The HTC Touch Diamond however throws in two more features that make call management better. First of all, taking out the active stylus during a call will automatically turn the display on and launch the Notes application. It even puts down the call details (the other party name and the time of call) on the note for you.
And secondly, the HTC Diamond comes with a feature that's present on many feature phones - reject call with SMS. When you reject a call, the handset automatically sends the rejected caller a preset text message. Up until now we've never found that particularly useful, since you may have a dozen of different reasons to reject a call and there's hardly a universal message text that can cater to them all. Anyway, with the HTC Touch Diamond, the SMS is not sent automatically. Instead you are prompted to review and possibly edit the template before dispatch.
We also measured the loudspeaker performance of the Samsung Omnia and HTC Touch Diamond as a part of our reviewing routine. You surely won't miss any calls with either device, as they are loud enough to score the Good mark. Here's how they rank along several other smart devices. You can find more details about our test, as well as the results of all other tested handsets here.

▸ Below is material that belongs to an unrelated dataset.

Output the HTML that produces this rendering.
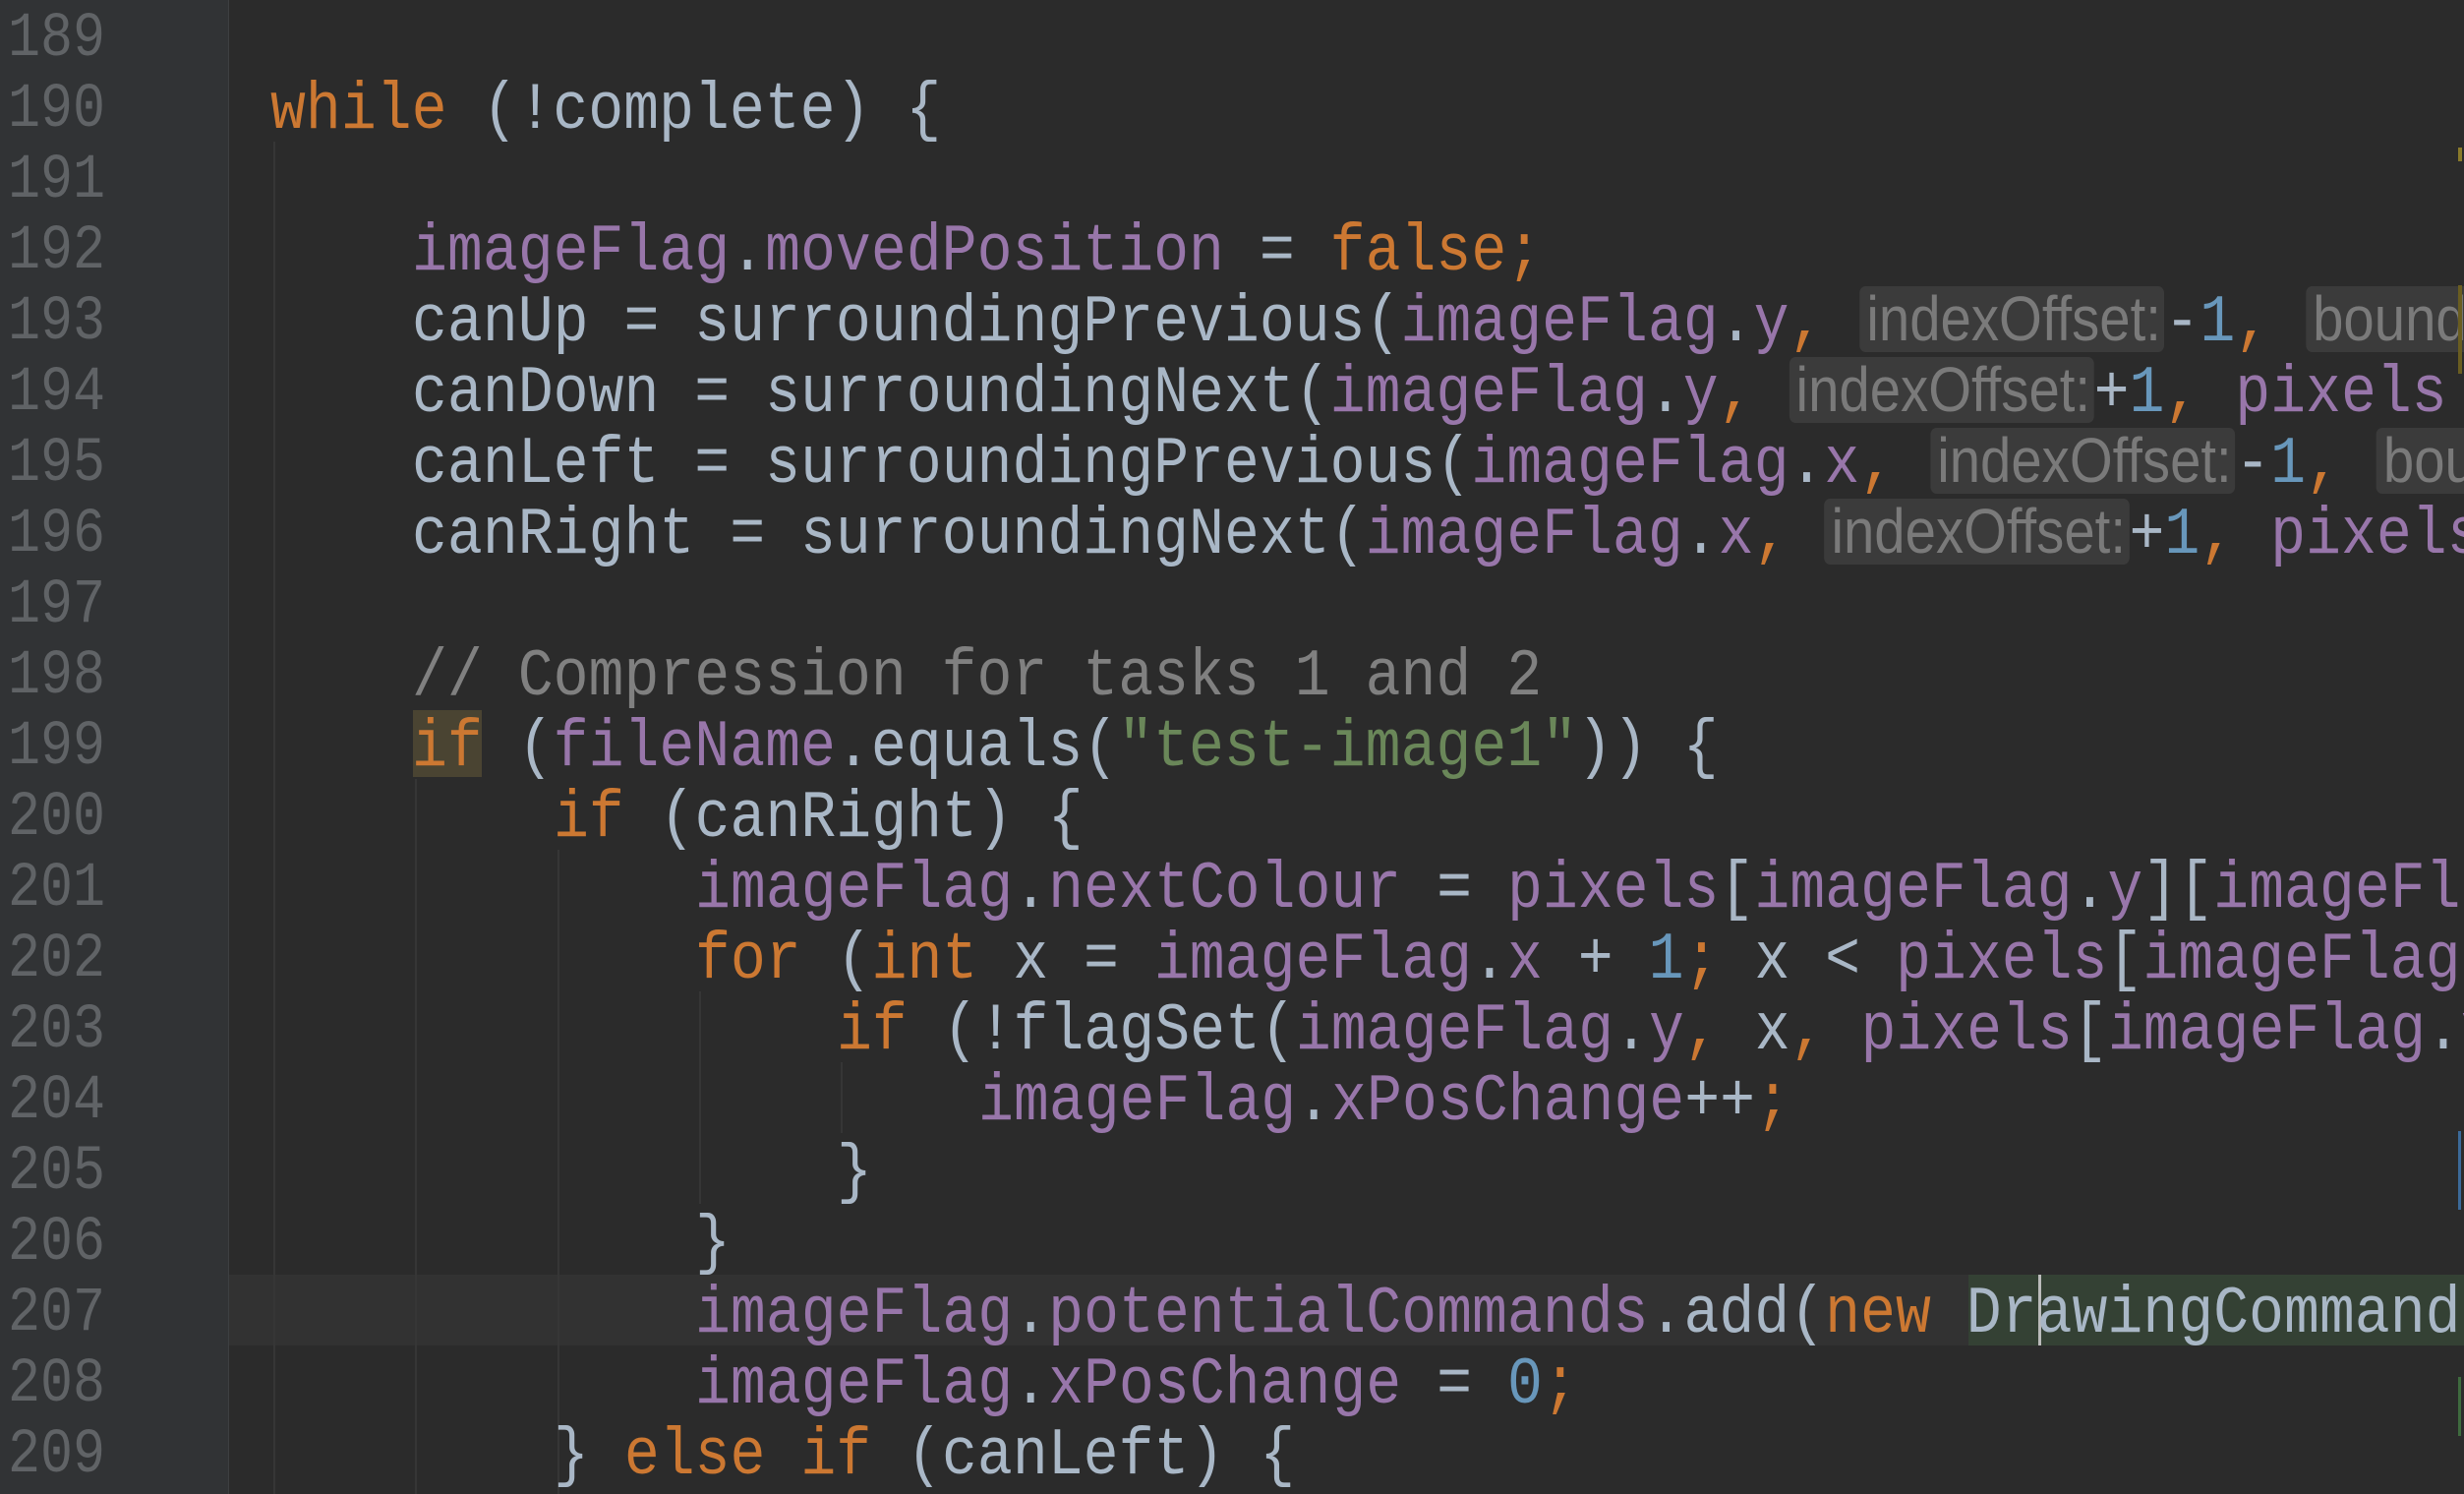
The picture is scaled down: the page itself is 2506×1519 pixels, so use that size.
<!DOCTYPE html>
<html><head><meta charset="utf-8"><style>
html,body{margin:0;padding:0}
body{width:2506px;height:1519px;overflow:hidden;background:#2b2b2b;position:relative;font-family:"Liberation Mono",monospace}
#wrap{position:absolute;left:0;top:0;width:2506px;height:1519px;overflow:hidden}
.gutter{position:absolute;left:0;top:0;width:232px;height:1519px;background:#313335;border-right:1px solid #3d3f41}
.ln{position:absolute;left:8px;height:72px;line-height:72px;font-size:64px;color:#606366;transform:scaleX(0.86);transform-origin:left;white-space:pre;padding-top:4px;box-sizing:border-box}
.l{position:absolute;height:72px;line-height:72px;font-size:68px;color:#a9b7c6;white-space:pre;transform:scaleX(0.88);transform-origin:left;padding-top:5px;box-sizing:border-box}
.k{color:#cc7832}.f{color:#9876aa}.n{color:#6897bb}.s{color:#6a8759}.c{color:#808080}
.h{display:inline-block;font-family:"Liberation Sans",sans-serif;font-size:64px;line-height:67px;height:67px;background:#3b3b3b;color:#7a7a7a;border-radius:7px;padding:0 4px 0 8px;vertical-align:top;margin-top:-2px}
.guide{position:absolute;width:2px;background:#363636}
</style></head><body>
<div id="wrap">
<div class="gutter"></div>
<div style="position:absolute;left:233px;top:1296px;width:2273px;height:72px;background:#323232"></div>
<div class="guide" style="left:278px;top:144px;height:1375px"></div>
<div class="guide" style="left:422px;top:792px;height:727px"></div>
<div class="guide" style="left:567px;top:864px;height:655px"></div>
<div class="guide" style="left:711px;top:1008px;height:216px"></div>
<div class="guide" style="left:855px;top:1080px;height:72px"></div>
<div style="position:absolute;left:420px;top:722px;width:70px;height:68px;background:#4a4432"></div>
<div style="position:absolute;left:2002px;top:1296px;width:504px;height:72px;background:#344134"></div>
<div style="position:absolute;left:2073px;top:1296px;width:3px;height:72px;background:#bbbbbb"></div>

<div class="ln" style="top:0">189</div>
<div class="ln" style="top:72px">190</div>
<div class="ln" style="top:144px">191</div>
<div class="ln" style="top:216px">192</div>
<div class="ln" style="top:288px">193</div>
<div class="ln" style="top:360px">194</div>
<div class="ln" style="top:432px">195</div>
<div class="ln" style="top:504px">196</div>
<div class="ln" style="top:576px">197</div>
<div class="ln" style="top:648px">198</div>
<div class="ln" style="top:720px">199</div>
<div class="ln" style="top:792px">200</div>
<div class="ln" style="top:864px">201</div>
<div class="ln" style="top:936px">202</div>
<div class="ln" style="top:1008px">203</div>
<div class="ln" style="top:1080px">204</div>
<div class="ln" style="top:1152px">205</div>
<div class="ln" style="top:1224px">206</div>
<div class="ln" style="top:1296px">207</div>
<div class="ln" style="top:1368px">208</div>
<div class="ln" style="top:1440px">209</div>

<div class="l" style="left:275px;top:72px"><span class="k">while</span> (!complete) {</div>
<div class="l" style="left:419px;top:216px"><span class="f">imageFlag</span>.<span class="f">movedPosition</span> = <span class="k">false;</span></div>
<div class="l" style="left:419px;top:288px">canUp = surroundingPrevious(<span class="f">imageFlag</span>.<span class="f">y</span><span class="k">,</span> <span class="h">indexOffset:</span>-<span class="n">1</span><span class="k">,</span> <span class="h">boundary:</span></div>
<div class="l" style="left:419px;top:360px">canDown = surroundingNext(<span class="f">imageFlag</span>.<span class="f">y</span><span class="k">,</span> <span class="h">indexOffset:</span>+<span class="n">1</span><span class="k">,</span> <span class="f">pixels</span></div>
<div class="l" style="left:419px;top:432px">canLeft = surroundingPrevious(<span class="f">imageFlag</span>.<span class="f">x</span><span class="k">,</span> <span class="h">indexOffset:</span>-<span class="n">1</span><span class="k">,</span> <span class="h">boundary:</span></div>
<div class="l" style="left:419px;top:504px">canRight = surroundingNext(<span class="f">imageFlag</span>.<span class="f">x</span><span class="k">,</span> <span class="h">indexOffset:</span>+<span class="n">1</span><span class="k">,</span> <span class="f">pixels</span></div>
<div class="l c" style="left:419px;top:648px">// Compression for tasks 1 and 2</div>
<div class="l" style="left:419px;top:720px"><span class="k">if</span> (<span class="f">fileName</span>.equals(<span class="s">"test-image1"</span>)) {</div>
<div class="l" style="left:563px;top:792px"><span class="k">if</span> (canRight) {</div>
<div class="l" style="left:707px;top:864px"><span class="f">imageFlag</span>.<span class="f">nextColour</span> = <span class="f">pixels</span>[<span class="f">imageFlag</span>.<span class="f">y</span>][<span class="f">imageFlag</span>.<span class="f">x</span>]</div>
<div class="l" style="left:707px;top:936px"><span class="k">for</span> (<span class="k">int</span> x = <span class="f">imageFlag</span>.<span class="f">x</span> + <span class="n">1</span><span class="k">;</span> x &lt; <span class="f">pixels</span>[<span class="f">imageFlag</span>.<span class="f">y</span>]</div>
<div class="l" style="left:851px;top:1008px"><span class="k">if</span> (!flagSet(<span class="f">imageFlag</span>.<span class="f">y</span><span class="k">,</span> x<span class="k">,</span> <span class="f">pixels</span>[<span class="f">imageFlag</span>.<span class="f">y</span>]</div>
<div class="l" style="left:995px;top:1080px"><span class="f">imageFlag</span>.<span class="f">xPosChange</span>++<span class="k">;</span></div>
<div class="l" style="left:851px;top:1152px">}</div>
<div class="l" style="left:707px;top:1224px">}</div>
<div class="l" style="left:707px;top:1296px"><span class="f">imageFlag</span>.<span class="f">potentialCommands</span>.add(<span class="k">new</span> DrawingCommand(</div>
<div class="l" style="left:707px;top:1368px"><span class="f">imageFlag</span>.<span class="f">xPosChange</span> = <span class="n">0</span><span class="k">;</span></div>
<div class="l" style="left:563px;top:1440px">} <span class="k">else if</span> (canLeft) {</div>

<div style="position:absolute;left:2500px;top:150px;width:4px;height:14px;background:#8a7a2a"></div>
<div style="position:absolute;left:2500px;top:290px;width:4px;height:90px;background:#6a5d20"></div>
<div style="position:absolute;left:2500px;top:1150px;width:3px;height:80px;background:#3b6a9a"></div>
<div style="position:absolute;left:2500px;top:1400px;width:3px;height:60px;background:#3e6b3e"></div>
</div>
</body></html>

|Speakerphone test||Voice, dB||Ringing ||Overal score|
|HTC Touch Diamond||66.7||75.9||66.0||Good|
|HTC Touch Cruise||68.8||66.6||74.2||Good|
|Nokia N95 8GB||75.7||66.2||70.5|
|Samsung i900 Omnia||74.3||66.1||73.6||Good|
|HTC TyTN II||76.0||75.7||82.7||Excellent|
The Calls log on Windows Mobile devices offers practically unlimited entries. While HTC have only pimped the looks of the regular WinMo calls log and have added thumb scrolling, Samsung have created an entirely separate Calls Log application which is much more thumb-optimized than the original one.